Ramsin[1], autrement dit Simoun, meurtrier en poésie. Nous avons vu partout par là des choses, Monsieur, que l’on ne verrait pas à Paris, même en payant. Ô le désert ! Ô le désert !

À quelque jour, quand tu viendras au coin du feu y rôtir la semelle de tes bottes, je pourrai te faire part de mes impressions de voyage qui, pour être moins blagueuses que celles du sieur Dumas, ne laisseront pas, peut-être, de t’amuser tout autant.


284. À LOUIS BOUILHET.
Rome, 4 mai 1851.

Après-demain je pars de Rome ; et d’une encore ! Je commençais à y bien vivre.
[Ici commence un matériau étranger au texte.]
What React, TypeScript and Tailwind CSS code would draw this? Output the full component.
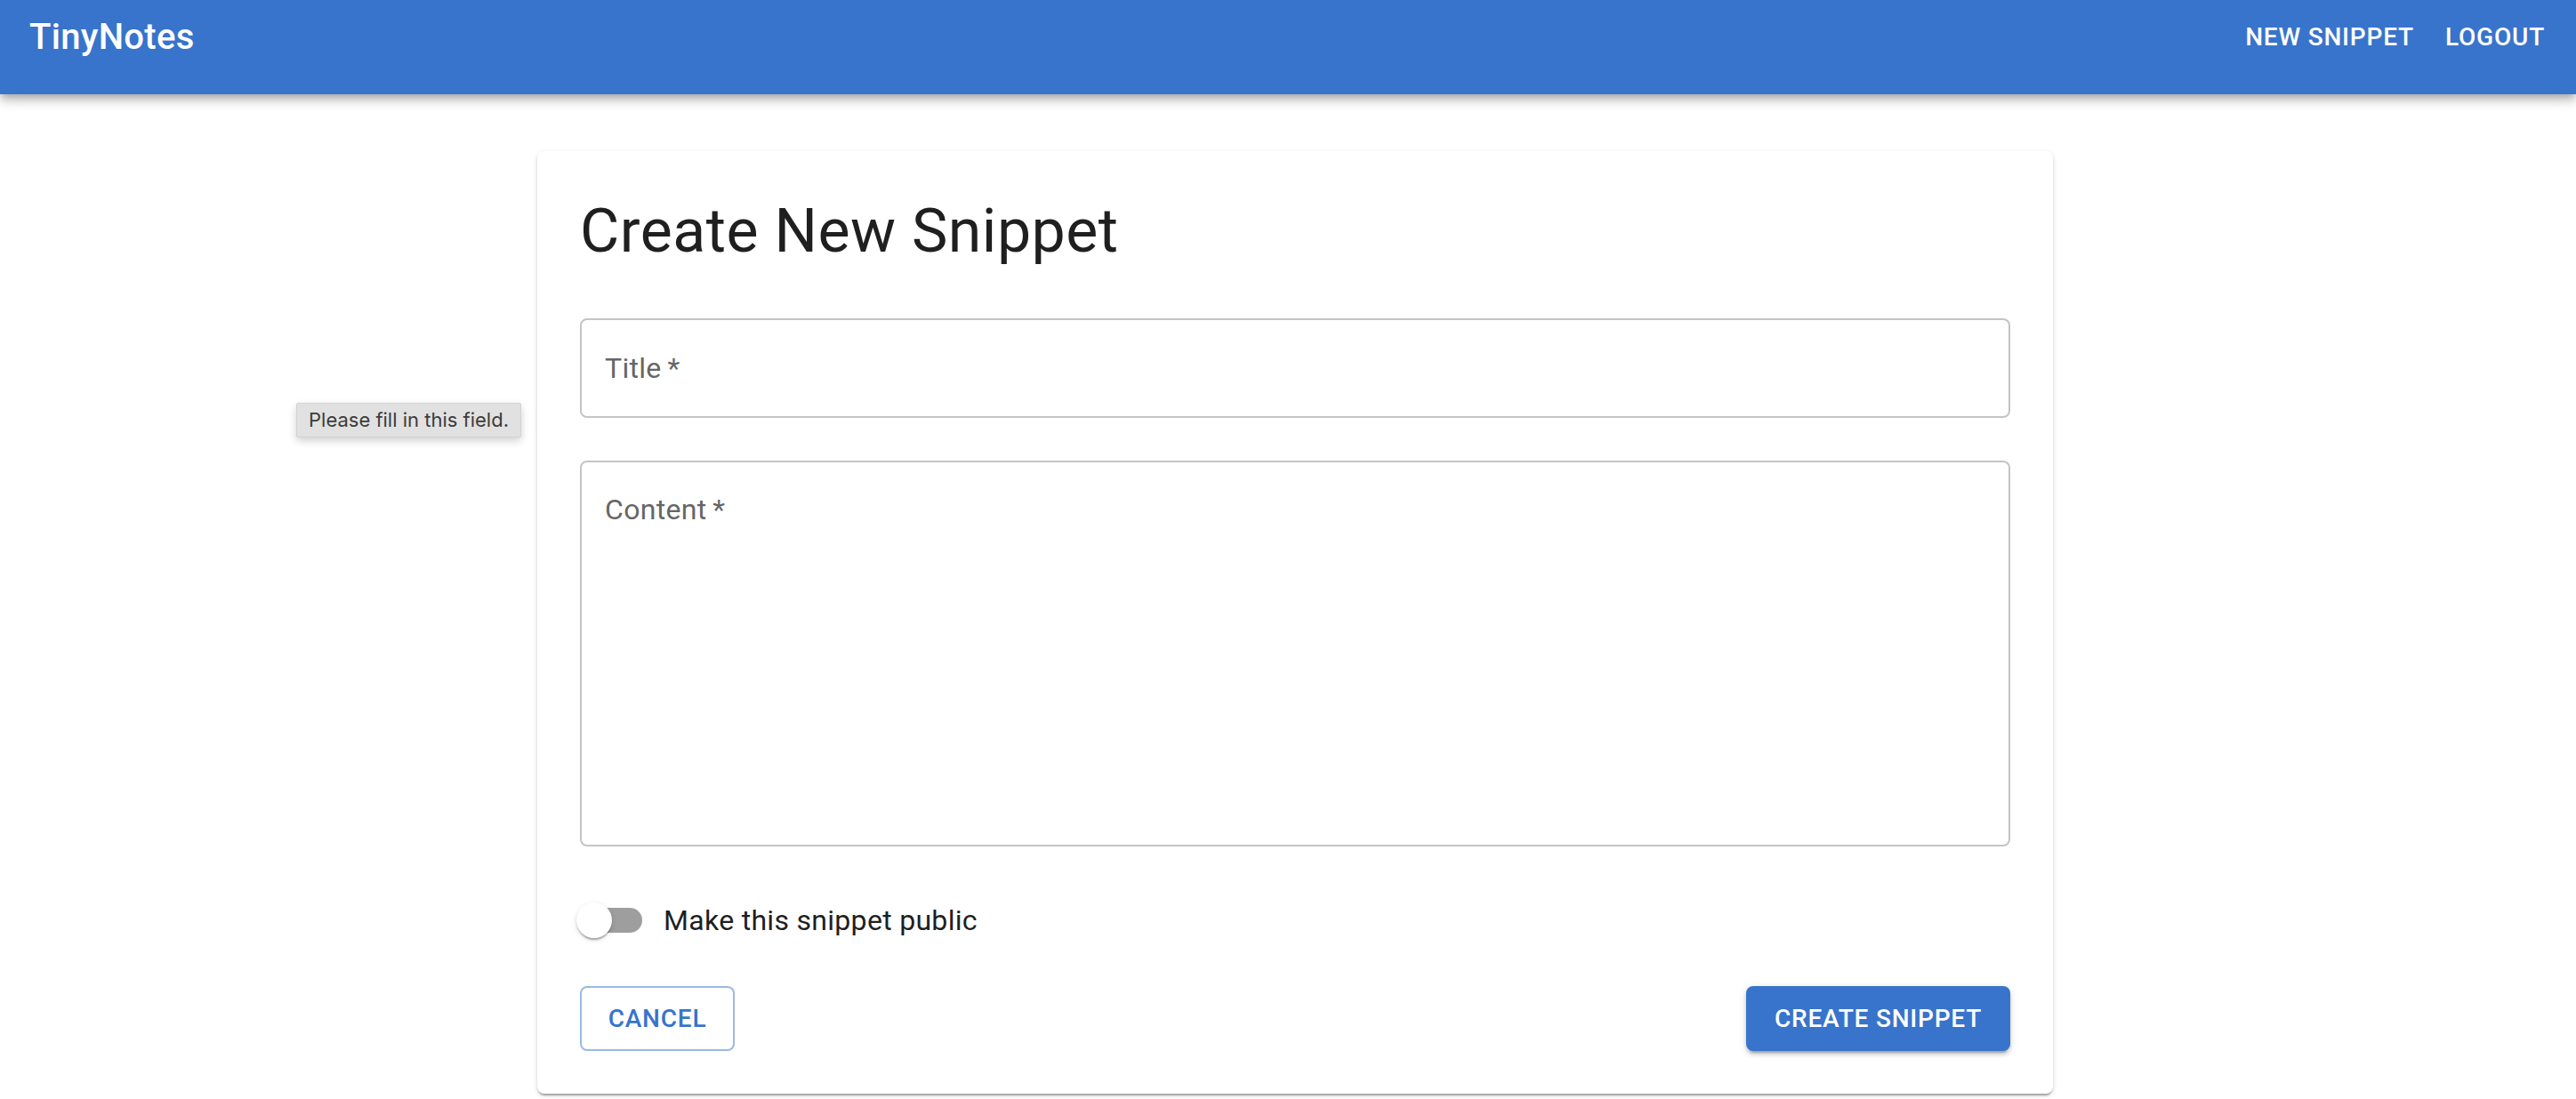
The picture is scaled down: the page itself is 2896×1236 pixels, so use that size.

On peut s’y faire une atmosphère complètement idéale et vivre à part, dans les tableaux et les marbres. J’en ai dévoré le plus que j’ai pu. Quant à l’antique, on est froissé d’abord de ne pas l’y rencontrer, et il est certain qu’il est considérablement étouffé. Comme ils ont gâté Rome ! Je comprends bien la haine que Gibbon s’est sentie pour le christianisme en voyant dans le Colisée une procession de moines ! Il faudrait du temps pour bien se reconstruire dans la tête la Rome antique, encrassée de l’encens de toutes les églises. Il y a des quartiers pourtant, sur les bords du Tibre, de vieux coins pleins de fumier, où l’on respire un peu. Mais les belles rues ! Monsieur ! Mais les étrangers ! Mais la semaine sainte et la via Condotti

  1. Khamsin.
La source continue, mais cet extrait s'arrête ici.